Jeepers Creepers
April 20, 2016
D/W: Robert Eggers. DP: Jarin Blaschke. Starring: Anya Taylor-Joy/Ralph Ineson/Kate Dickie/Harvey Scrimshaw/Ellie Grainger/Jonas Dawson.
Much chatted about The Witch has finally hit theatres after its premiere back in 2015 at the Sundance Film Festival. Picked up by Universal for release here in the UK and by A24 in the US, the film has become the horror film of the year. Let’s get one thing straight first. As someone who avoids what is normally lumped into the genre label of horror, this film barely cuts it. Modern notions of horror lend me to think of slashers, which has created franchises like the Saw films. Rather The Witch is old fashioned suspense, nail bites, and the right dose of fright that makes it memorable.

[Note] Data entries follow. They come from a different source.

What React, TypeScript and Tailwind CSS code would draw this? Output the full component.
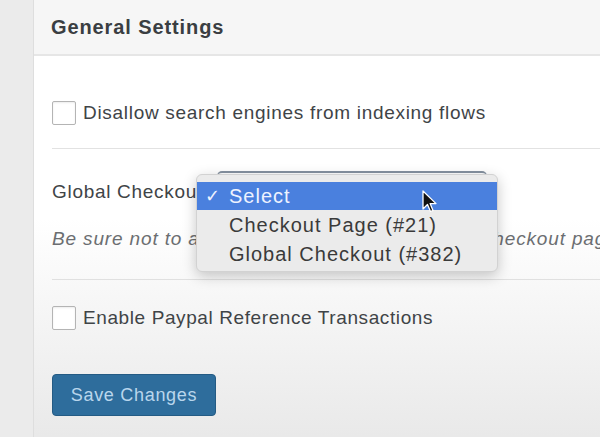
import React from 'react';

const font = { fontFamily: '"Liberation Sans", Arial, sans-serif' };

function Checkbox() {
  return <span className="inline-block w-[24px] h-[24px] shrink-0 rounded-[2px] border border-[#b4b4b4] bg-white shadow-[inset_0_1px_2px_rgba(0,0,0,0.08)]" />;
}

function Cursor() {
  return (
    <svg width="16" height="24" viewBox="0 0 16 24" className="absolute left-[421px] top-[190px]">
      <path d="M2 1 L2 19 L6.5 14.5 L9.5 21.5 L12 20.4 L9.1 13.6 L15 13.6 Z" fill="#111" stroke="#fff" strokeWidth="1.3" strokeLinejoin="round" />
    </svg>
  );
}

export default function App() {
  const options = ['Checkout Page (#21)', 'Global Checkout (#382)'];

  return (
    <div className="relative w-[600px] h-[437px] flex overflow-hidden bg-[#ebebeb] text-[#3f4447]" style={font}>
      <div className="w-[33px] shrink-0" />
      <div className="flex-1 min-w-0 flex flex-col border-l border-[#dedede] bg-gradient-to-b from-white via-white to-[#e9e9e9]">
        <div className="h-[56px] shrink-0 flex items-center pl-[17px] bg-[#f6f6f6] border-b-2 border-[#e6e6e6]">
          <h2 className="text-[20px] font-bold tracking-[0.9px] text-[#3a3e42]">General Settings</h2>
        </div>

        <div className="pl-[18px]">
          <div className="pt-[45px] pb-[23px] border-b border-[#e2e2e2] flex items-center gap-[7px]">
            <Checkbox />
            <span className="text-[19px] tracking-[0.7px] leading-[24px]">Disallow search engines from indexing flows</span>
          </div>

          <div className="pt-[22px] pb-[28px] border-b border-[#e0e0e0]">
            <div className="flex items-center h-[42px]">
              <span className="w-[165px] shrink-0 text-[19px] tracking-[0.7px] whitespace-nowrap">Global Checkout</span>
              <div className="w-[270px] h-[42px] rounded-t-[5px] border-t-2 border-[#8592a0] bg-white" />
            </div>
            <p className="mt-[14px] text-[19px] italic tracking-[0.85px] text-[#6b6e71] leading-[24px] whitespace-nowrap overflow-hidden">
              Be sure not to add any products to the Global Checkout page.
            </p>
          </div>

          <div className="pt-[26px] flex items-center gap-[7px]">
            <Checkbox />
            <span className="text-[19px] tracking-[0.6px] leading-[24px]">Enable Paypal Reference Transactions</span>
          </div>

          <button className="mt-[44px] w-[164px] h-[42px] rounded-[4px] bg-[#2e6d9c] border border-[#245b84] text-[18px] tracking-[0.7px] text-[#b9d6ec]">
            Save Changes
          </button>
        </div>
      </div>

      <div className="absolute left-[196px] top-[174px] w-[302px] h-[98px] pt-[7px] rounded-[6px] bg-[#ebebeb] border border-[#d2d2d2] shadow-[0_4px_14px_rgba(0,0,0,0.22)]">
        <div className="h-[28px] flex items-center bg-[#4a80de] text-[#eef3ff]">
          <span className="w-[32px] pl-[8px] text-[18px]">✓</span>
          <span className="text-[20px] tracking-[1px]">Select</span>
        </div>
        {options.map(o => (
          <div key={o} className="h-[29px] flex items-center pl-[32px] text-[20px] tracking-[1px] text-[#3a3a3a]">
            {o}
          </div>
        ))}
      </div>
      <Cursor />
    </div>
  );
}
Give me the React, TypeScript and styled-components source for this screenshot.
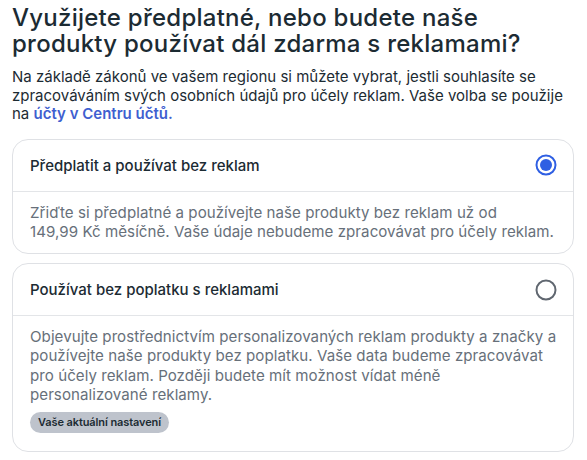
import React from "react";
import styled, { createGlobalStyle } from "styled-components";

const Global = createGlobalStyle`
  html, body { margin: 0; padding: 0; background: #fff; }
  body { font-family: Inter, "Noto Sans", sans-serif; color: #1c2b33; -webkit-font-smoothing: antialiased; }
`;

const Page = styled.div`
  padding: 5px 13px 0 12px;
  width: 587px;
  box-sizing: border-box;
`;

const Title = styled.h1`
  margin: 0;
  font-size: 24px;
  line-height: 26px;
  font-weight: 500;
  letter-spacing: 0.25px;
  color: #1c2b33;
`;

const Intro = styled.p`
  margin: 11px 0 0;
  font-size: 15px;
  line-height: 18.5px;
  color: #1c2b33;
`;

const Link = styled.a`
  color: #3f5fd0;
  font-weight: 600;
  text-decoration: none;
`;

const Options = styled.div`
  margin-top: 15px;
  display: flex;
  flex-direction: column;
  gap: 9px;
`;

const Card = styled.div`
  border: 1px solid #dfe1e5;
  border-radius: 16px;
  overflow: hidden;
  background: #fff;
`;

const CardHeader = styled.div`
  height: 51px;
  display: flex;
  align-items: center;
  justify-content: space-between;
  padding: 0 16px 0 17px;
  border-bottom: 1px solid #e3e5e8;
`;

const CardTitle = styled.span`
  font-size: 15px;
  font-weight: 500;
  color: #1c2b33;
`;

const CardBody = styled.div<{ $bottom: number }>`
  padding: 11px 12px ${(p) => p.$bottom}px 17px;
  font-size: 15.1px;
  line-height: 19.3px;
  letter-spacing: 0.05px;
  color: #67707a;
`;

const Badge = styled.span`
  display: inline-flex;
  align-items: center;
  margin-top: 8px;
  height: 21px;
  padding: 0 8px;
  border-radius: 11px;
  background: #bec3cc;
  color: #1c2b33;
  font-size: 11px;
  font-weight: 600;
  letter-spacing: -0.1px;
`;

const Radio = ({ checked }: { checked: boolean }) => (
  <svg width="22" height="22" viewBox="0 0 22 22">
    <circle
      cx="11"
      cy="11"
      r="9.5"
      fill="none"
      stroke={checked ? "#2f5fe3" : "#606770"}
      strokeWidth="2"
    />
    {checked && <circle cx="11" cy="11" r="6" fill="#2f5fe3" />}
  </svg>
);

export default function App() {
  return (
    <Page>
      <Global />
      <Title>
        Využijete předplatné, nebo budete naše produkty používat dál zdarma s
        reklamami?
      </Title>
      <Intro>
        Na základě zákonů ve vašem regionu si můžete vybrat, jestli souhlasíte se
        zpracováváním svých osobních údajů pro účely reklam. Vaše volba se
        použije na <Link href="#">účty v Centru účtů.</Link>
      </Intro>
      <Options>
        <Card>
          <CardHeader>
            <CardTitle>Předplatit a používat bez reklam</CardTitle>
            <Radio checked />
          </CardHeader>
          <CardBody $bottom={12}>
            Zřiďte si předplatné a používejte naše produkty bez reklam už od
            149,99{"\u00a0"}Kč měsíčně. Vaše údaje nebudeme zpracovávat pro účely
            reklam.
          </CardBody>
        </Card>
        <Card>
          <CardHeader>
            <CardTitle>Používat bez poplatku s reklamami</CardTitle>
            <Radio checked={false} />
          </CardHeader>
          <CardBody $bottom={18}>
            Objevujte prostřednictvím personalizovaných reklam produkty a značky a
            používejte naše produkty bez poplatku. Vaše data budeme zpracovávat
            pro účely reklam. Později budete mít možnost vídat méně
            personalizované reklamy.
            <div>
              <Badge>Vaše aktuální nastavení</Badge>
            </div>
          </CardBody>
        </Card>
      </Options>
    </Page>
  );
}
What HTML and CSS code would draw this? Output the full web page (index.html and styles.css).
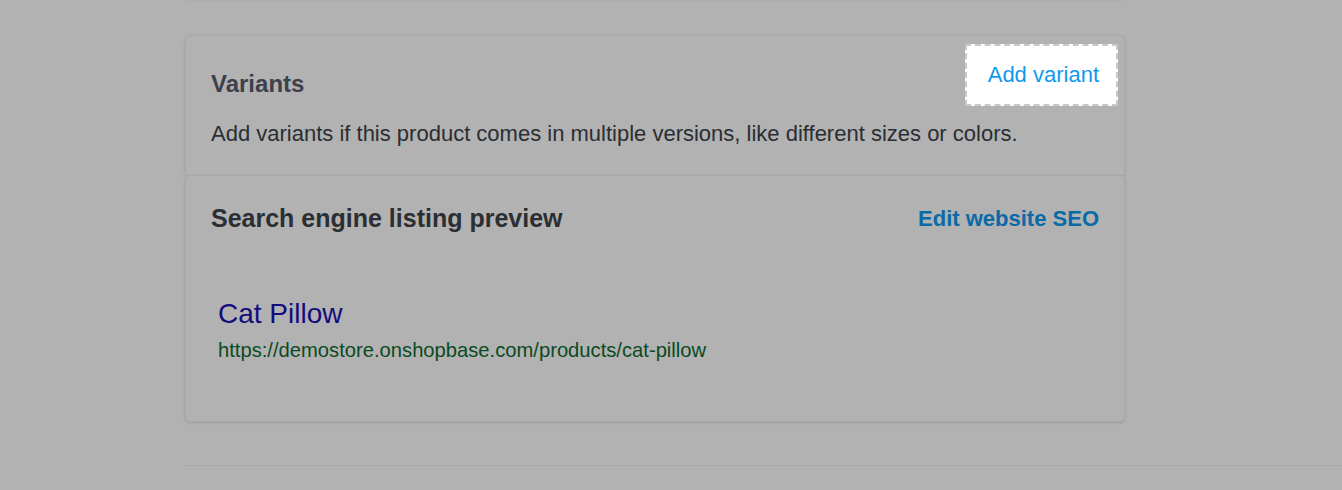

The Witch is written and directed by newcomer Robert Eggers who hails from a costume and production design background. This is immediately clear from the color palette and textures that Eggers knows how to build mood. His film centers on a family of banished Puritans who are forced to build a new farm outside of the safety of their New World plantation settlement after the father’s, William (Ralph Ineson), religious teachings are deemed too much. Working his children in God’s name his eldest daughter Thomasin (Anya Taylor-Joy) turns the family into turmoil when her baby brother is snatched on her watch. The mother Katherine (Kate Dickie), stricken with grief, begins a slow unraveling that pits religion against the supernatural.
Cloaked in a reliance and service to God, the family also speaks in an Old English tongue that evidently was taken or adapted from primary source texts prior to the famed Salem Witch Trials. Immediately this lends the film a storybook quality, but one of nightmares rather than fairy tales. The woods next to the farm are seen mostly in long shot or close up and deemed forbidden to the children. This is not the land of Harry Potter’s Forbidden Forest rather its one that warps the senses and brings original sin into the light.
Young English actress Taylor-Joy is a captivating center for the film. At moments her modernness cracks to the surface, but overall she handles the Old English well. Dickie and Ineson, both graduates of the world of HBO’s Game of Thrones, are balanced well in the script. Neither faith seems too disturbing when placed in relief to the other and the family’s imminent survival.
The unilateral belief of original sin is the crux of The Witch. Thomasin, with her ‘appearances of womanhood,’ appears to somehow invite the witch of the woods into being or is certainly blamed for it. The congruence of womanhood/sin/Satan/temptation is at play, but the film roots in unnervingly realistic and ritualistic ways that allow the imagination to see more than the eye. Its why the original Halloween still works. For the first half an hour the audience experience a stalking. It is all in the pacing and The Witch creeps along without revealing much. Trust me, we would not like it if it did.